= Onlafbald and Scula =

Onlafbald and Scula (Old Norse: Skúli) were two early 10th-century Viking chieftains, notable for receiving lands through successful campaigning in what is now northern England. Onlafbald is also said to have been killed by the spirit of the 7th-century English saint Cuthbert of Lindisfarne, after he profaned the long-dead saint. The legacy of Scula is preserved in the place name of School Aycliffe, a village in County Durham, which is derived from his name (Old Norse: Skúli).

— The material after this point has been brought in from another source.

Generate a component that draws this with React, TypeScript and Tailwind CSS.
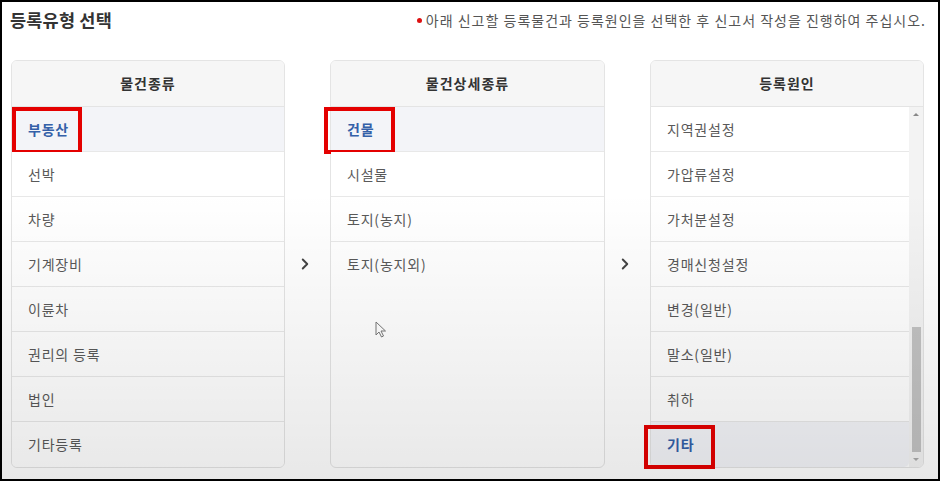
import React from 'react';
import { ChevronRight } from 'lucide-react';

const kinds = ['부동산', '선박', '차량', '기계장비', '이륜차', '권리의 등록', '법인', '기타등록'];
const details = ['건물', '시설물', '토지(농지)', '토지(농지외)'];
const causes = ['지역권설정', '가압류설정', '가처분설정', '경매신청설정', '변경(일반)', '말소(일반)', '취하', '기타'];

function Row({ label, selected, marked, markClass }: { label: string; selected?: boolean; marked?: boolean; markClass?: string }) {
    return (
        <div
            className={
                'relative h-[45px] shrink-0 flex items-center pl-4 border-b border-[#e8e8e8] last:border-b-0 last:rounded-b-[5px] text-[14px] tracking-[0.8px] ' +
                (selected ? 'bg-[#f3f4f8] text-[#3460a8] font-semibold' : 'bg-white text-[#595959]')
            }
        >
            {label}
            {marked && <div className={'absolute border-[4px] border-[#e40000] ' + markClass} />}
        </div>
    );
}

function Column({ title, children, width }: { title: string; children: React.ReactNode; width: string }) {
    return (
        <div className={'flex flex-col h-[408px] rounded-md border border-[#e4e4e4] bg-white ' + width}>
            <div className="h-[46px] shrink-0 flex items-center justify-center bg-[#f6f6f6] border-b border-[#e4e4e4] rounded-t-[5px] text-[14px] font-bold text-[#333] tracking-[1px]">
                {title}
            </div>
            {children}
        </div>
    );
}

function Arrow() {
    return (
        <div className="w-[45px] flex items-center justify-center pr-[6px] text-[#444]">
            <ChevronRight size={18} strokeWidth={2.6} />
        </div>
    );
}

export default function App() {
    return (
        <div
            className="relative w-[940px] h-[481px] overflow-hidden border-2 border-black bg-white"
            style={{ fontFamily: '"Noto Sans CJK KR", "Noto Sans", sans-serif' }}
        >
            <div className="flex items-center justify-between pl-[8px] pr-[12px] pt-[6px] h-[30px]">
                <div className="text-[17.5px] font-bold text-[#333] tracking-[0.2px]">등록유형 선택</div>
                <div className="flex items-center text-[14px] text-[#555] tracking-[1px]">
                    <span className="w-[5px] h-[5px] rounded-full bg-[#d11] mr-[4px]" />
                    아래 신고할 등록물건과 등록원인을 선택한 후 신고서 작성을 진행하여 주십시오.
                </div>
            </div>

            <div className="flex pl-[9px] pt-[28px]">
                <Column title="물건종류" width="w-[274px]">
                    {kinds.map((k, i) => (
                        <Row key={k} label={k} selected={i === 0} marked={i === 0} markClass="left-[0px] top-[0px] w-[70px] h-[47px]" />
                    ))}
                </Column>
                <Arrow />
                <Column title="물건상세종류" width="w-[275px]">
                    <div className="flex flex-col">
                        {details.map((d, i) => (
                            <Row key={d} label={d} selected={i === 0} marked={i === 0} markClass="left-[-7px] top-[0px] w-[71px] h-[47px]" />
                        ))}
                    </div>
                </Column>
                <Arrow />
                <Column title="등록원인" width="w-[274px]">
                    <div className="flex flex-1 min-h-0">
                        <div className="flex-1 flex flex-col">
                            {causes.map((c, i) => (
                                <Row key={c} label={c} selected={i === 7} marked={i === 7} markClass="left-[-7px] top-[3px] w-[71px] h-[44px]" />
                            ))}
                        </div>
                        <div className="w-[14px] flex flex-col items-center bg-[#f3f3f3] rounded-br-[5px]">
                            <div className="h-[14px] flex items-center justify-center">
                                <div className="w-0 h-0 border-x-[3px] border-x-transparent border-b-[3px] border-b-[#888]" />
                            </div>
                            <div className="flex-1" />
                            <div className="w-[9px] h-[125px] bg-[#c2c2c2]" />
                            <div className="h-[15px] flex items-center justify-center">
                                <div className="w-0 h-0 border-x-[3px] border-x-transparent border-t-[3px] border-t-[#aaa]" />
                            </div>
                        </div>
                    </div>
                </Column>
            </div>

            {/* mouse cursor */}
            <svg className="absolute left-[373px] top-[319px]" width="12" height="17" viewBox="0 0 12 17">
                <path d="M1 1 L1 14 L4 11 L6.5 16 L8.5 15 L6 10 L10.5 10 Z" fill="#fff" stroke="#777" strokeWidth="1" strokeLinejoin="round" />
            </svg>

            {/* video haze toward bottom */}
            <div className="pointer-events-none absolute inset-0 bg-gradient-to-b from-transparent via-transparent via-40% to-black/[0.09]" />
        </div>
    );
}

Following the Battle of Corbridge in about 918, the victorious Hiberno-Norse king Ragnall occupied lands between the River Tyne and the River Tees. Some of these lands had formerly been in the possession of an English noble named Ælfed, son of Brihtulf, who had received them from Cutheard, Bishop of Lindisfarne after he had fled Viking devastations in the west, to resettle on the eastern coast. Ragnall divided these new acquisitions between two of his followers, Scula and Onlafbald. Scula received a massive tract of land which comprised the estates from Castle Eden to Billingham; and Onlafbald received a similarly large tract, which included the rest from Eden to the River Wear. These lands lie on the coast, and it has been suggested that the two men were also granted the surrounding interior-lands as well.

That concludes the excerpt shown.